Nach eigener Aussage des Studierendenwerks blieben nämlich Verhandlungen mit Stadtrat und Steuergruppe in der Vergangenheit erfolglos. Das Sozialraumbudget erfuhr in diesem Jahr mit der Gesetzesnovelle eine Erhöhung von 46 auf 50 Millionen Euro und wird um jedes weitere Jahr um 2,5 Prozent dynamisiert. Die Verteilung des zusätzlichen Budgets für mehr Personal und die Jugendämter soll ein Eckpunktepapier festlegen. Laut des Bildungsministeriums Rheinland-Pfalz sei das Geld allerdings vorrangig für die Kitas in benachteiligten Wohngebieten vorgesehen, in denen eine Schwerpunktförderung oder Kita-Sozialarbeit und damit zusätzliches Personal notwendig sei.

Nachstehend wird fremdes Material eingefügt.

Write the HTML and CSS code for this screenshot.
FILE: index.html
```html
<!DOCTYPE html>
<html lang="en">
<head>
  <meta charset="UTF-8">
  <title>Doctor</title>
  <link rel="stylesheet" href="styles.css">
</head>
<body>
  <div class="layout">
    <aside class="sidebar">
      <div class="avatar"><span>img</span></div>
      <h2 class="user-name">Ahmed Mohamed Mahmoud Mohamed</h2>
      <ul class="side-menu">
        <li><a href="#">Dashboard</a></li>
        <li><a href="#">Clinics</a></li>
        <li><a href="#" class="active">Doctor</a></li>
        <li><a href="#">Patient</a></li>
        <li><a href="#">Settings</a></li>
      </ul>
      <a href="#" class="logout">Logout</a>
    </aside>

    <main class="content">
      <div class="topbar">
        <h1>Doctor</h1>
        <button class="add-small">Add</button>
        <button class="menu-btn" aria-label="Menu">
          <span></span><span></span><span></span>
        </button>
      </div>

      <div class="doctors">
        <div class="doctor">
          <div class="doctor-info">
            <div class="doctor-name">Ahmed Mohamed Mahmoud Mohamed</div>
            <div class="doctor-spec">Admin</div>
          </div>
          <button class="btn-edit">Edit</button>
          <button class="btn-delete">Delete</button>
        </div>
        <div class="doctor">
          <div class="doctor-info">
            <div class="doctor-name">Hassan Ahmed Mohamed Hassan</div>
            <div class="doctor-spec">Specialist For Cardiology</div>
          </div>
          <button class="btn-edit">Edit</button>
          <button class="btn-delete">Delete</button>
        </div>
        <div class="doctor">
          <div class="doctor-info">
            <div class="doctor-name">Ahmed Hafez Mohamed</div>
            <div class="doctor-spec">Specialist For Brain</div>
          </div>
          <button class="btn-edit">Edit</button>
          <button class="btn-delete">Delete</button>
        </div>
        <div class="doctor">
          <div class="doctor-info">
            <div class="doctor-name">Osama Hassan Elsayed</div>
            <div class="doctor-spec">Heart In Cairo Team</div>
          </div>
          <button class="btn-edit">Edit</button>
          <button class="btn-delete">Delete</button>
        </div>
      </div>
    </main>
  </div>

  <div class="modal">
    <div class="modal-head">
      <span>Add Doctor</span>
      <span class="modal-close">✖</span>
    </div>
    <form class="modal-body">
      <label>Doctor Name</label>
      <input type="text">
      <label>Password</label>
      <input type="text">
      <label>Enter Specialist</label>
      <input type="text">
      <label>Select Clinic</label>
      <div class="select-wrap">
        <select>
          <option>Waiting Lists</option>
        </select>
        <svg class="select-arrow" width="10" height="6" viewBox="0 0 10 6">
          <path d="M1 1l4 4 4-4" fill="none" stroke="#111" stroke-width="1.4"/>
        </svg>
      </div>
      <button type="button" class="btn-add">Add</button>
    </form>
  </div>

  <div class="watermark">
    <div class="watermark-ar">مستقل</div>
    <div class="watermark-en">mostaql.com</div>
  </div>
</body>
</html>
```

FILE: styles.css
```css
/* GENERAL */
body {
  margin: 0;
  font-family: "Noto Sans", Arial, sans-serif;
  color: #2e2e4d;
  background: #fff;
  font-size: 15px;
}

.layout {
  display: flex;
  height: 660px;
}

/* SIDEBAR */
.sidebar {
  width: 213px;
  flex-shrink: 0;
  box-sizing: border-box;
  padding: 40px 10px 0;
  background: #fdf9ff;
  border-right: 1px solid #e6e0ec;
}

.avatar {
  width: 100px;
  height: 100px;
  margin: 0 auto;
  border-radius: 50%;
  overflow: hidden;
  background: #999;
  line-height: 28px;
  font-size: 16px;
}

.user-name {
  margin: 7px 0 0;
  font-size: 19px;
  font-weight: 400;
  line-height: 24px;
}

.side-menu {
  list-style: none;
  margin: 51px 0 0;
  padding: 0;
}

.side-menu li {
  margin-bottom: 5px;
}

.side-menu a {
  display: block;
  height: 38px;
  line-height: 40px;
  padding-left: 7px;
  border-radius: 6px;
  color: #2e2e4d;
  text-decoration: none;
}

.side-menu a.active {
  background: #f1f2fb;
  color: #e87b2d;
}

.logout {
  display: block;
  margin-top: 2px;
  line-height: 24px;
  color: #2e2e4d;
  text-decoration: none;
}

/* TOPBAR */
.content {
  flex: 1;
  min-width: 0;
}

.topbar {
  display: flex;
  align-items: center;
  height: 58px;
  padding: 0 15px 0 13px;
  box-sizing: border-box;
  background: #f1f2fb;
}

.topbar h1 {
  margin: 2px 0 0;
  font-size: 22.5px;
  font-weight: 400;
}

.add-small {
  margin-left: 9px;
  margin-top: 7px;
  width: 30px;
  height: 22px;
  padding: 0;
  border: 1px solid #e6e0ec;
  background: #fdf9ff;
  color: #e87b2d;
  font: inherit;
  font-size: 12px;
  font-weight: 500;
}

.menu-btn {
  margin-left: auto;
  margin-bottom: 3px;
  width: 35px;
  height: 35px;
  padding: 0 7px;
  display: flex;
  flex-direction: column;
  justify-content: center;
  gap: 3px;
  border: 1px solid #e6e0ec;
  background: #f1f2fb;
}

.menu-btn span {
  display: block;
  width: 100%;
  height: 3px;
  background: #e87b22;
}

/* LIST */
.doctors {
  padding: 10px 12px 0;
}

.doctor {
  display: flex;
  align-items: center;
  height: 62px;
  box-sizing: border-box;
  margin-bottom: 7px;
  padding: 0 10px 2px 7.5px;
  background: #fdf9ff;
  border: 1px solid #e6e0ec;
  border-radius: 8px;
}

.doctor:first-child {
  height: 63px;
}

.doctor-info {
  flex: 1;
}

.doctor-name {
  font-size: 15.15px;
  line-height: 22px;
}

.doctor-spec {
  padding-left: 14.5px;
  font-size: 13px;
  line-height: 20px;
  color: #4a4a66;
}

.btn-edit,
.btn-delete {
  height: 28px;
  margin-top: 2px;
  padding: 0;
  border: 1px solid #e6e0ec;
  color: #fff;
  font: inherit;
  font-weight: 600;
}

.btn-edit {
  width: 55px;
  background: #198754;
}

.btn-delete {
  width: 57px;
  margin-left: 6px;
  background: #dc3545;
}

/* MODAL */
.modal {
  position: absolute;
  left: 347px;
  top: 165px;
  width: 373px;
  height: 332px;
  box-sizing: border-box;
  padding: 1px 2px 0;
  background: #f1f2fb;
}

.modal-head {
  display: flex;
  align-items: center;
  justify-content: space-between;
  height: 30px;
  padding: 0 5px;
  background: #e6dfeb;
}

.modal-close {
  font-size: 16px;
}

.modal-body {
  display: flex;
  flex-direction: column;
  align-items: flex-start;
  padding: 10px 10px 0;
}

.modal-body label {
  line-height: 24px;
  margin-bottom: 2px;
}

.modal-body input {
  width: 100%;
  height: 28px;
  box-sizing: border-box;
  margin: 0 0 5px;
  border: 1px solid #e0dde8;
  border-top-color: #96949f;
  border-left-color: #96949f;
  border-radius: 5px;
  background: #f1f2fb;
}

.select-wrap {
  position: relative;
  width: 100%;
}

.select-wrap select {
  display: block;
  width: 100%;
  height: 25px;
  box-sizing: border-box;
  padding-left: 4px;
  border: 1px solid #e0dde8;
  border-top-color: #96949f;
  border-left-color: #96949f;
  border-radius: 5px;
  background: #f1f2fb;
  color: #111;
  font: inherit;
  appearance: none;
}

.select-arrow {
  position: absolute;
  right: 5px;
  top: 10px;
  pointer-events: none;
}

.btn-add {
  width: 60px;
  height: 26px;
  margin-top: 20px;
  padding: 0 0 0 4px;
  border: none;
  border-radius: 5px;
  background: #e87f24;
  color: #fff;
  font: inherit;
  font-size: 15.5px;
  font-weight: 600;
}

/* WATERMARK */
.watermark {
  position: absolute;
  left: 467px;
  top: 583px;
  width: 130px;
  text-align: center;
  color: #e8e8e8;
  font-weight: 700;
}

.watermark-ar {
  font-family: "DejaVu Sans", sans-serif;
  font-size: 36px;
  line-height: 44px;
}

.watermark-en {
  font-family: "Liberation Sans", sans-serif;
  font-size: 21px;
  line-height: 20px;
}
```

Hierbei ginge es nun um eine langfristige Unterstützung und keine temporären Förderungsprojekte. Die Eltern wollen sich mit dieser Antwort nicht zufriedengeben und betonen immer wieder die bereits erwähnten Besonderheiten bei der Kinderbetreuung in hochschulnahen Einrichtungen.
Neben der akuten Lage betont das Studierendenwerk ebenfalls den anhaltenden allgemeinen Fachkräftemangel: Stellen müssten demnach mehrfach ausgeschrieben werden und ein Großteil an Betreuungskräften würde abwandern, da sie in anderen Bundesländern, wie z.B. Hessen, eine bessere Ausstattung und Bezahlung erfahren würden. Zusätzlich stellten Corona-Auflagen die Kitas bis Ende Juni 2021 vor alltägliche Herausforderungen, die keine gewohnte Betreuungsumgebung zuließen.
Ferner wird der Kita-Alltag nun mit der Gesetzesnovelle von der Sorge um die gute Förderung und Vorbereitung der Kinder auf den Schulstart überschattet: "Ohne entsprechende Mittel für Mehrpersonal sind es nach den langen, drastischen Einschränkungen in der Corona-Zeit andernfalls schon wieder die Kleinsten, die zurückstecken müssen", so die Geschäftsführerin des Studierendenwerks Alexandra Diestel-Feddersen.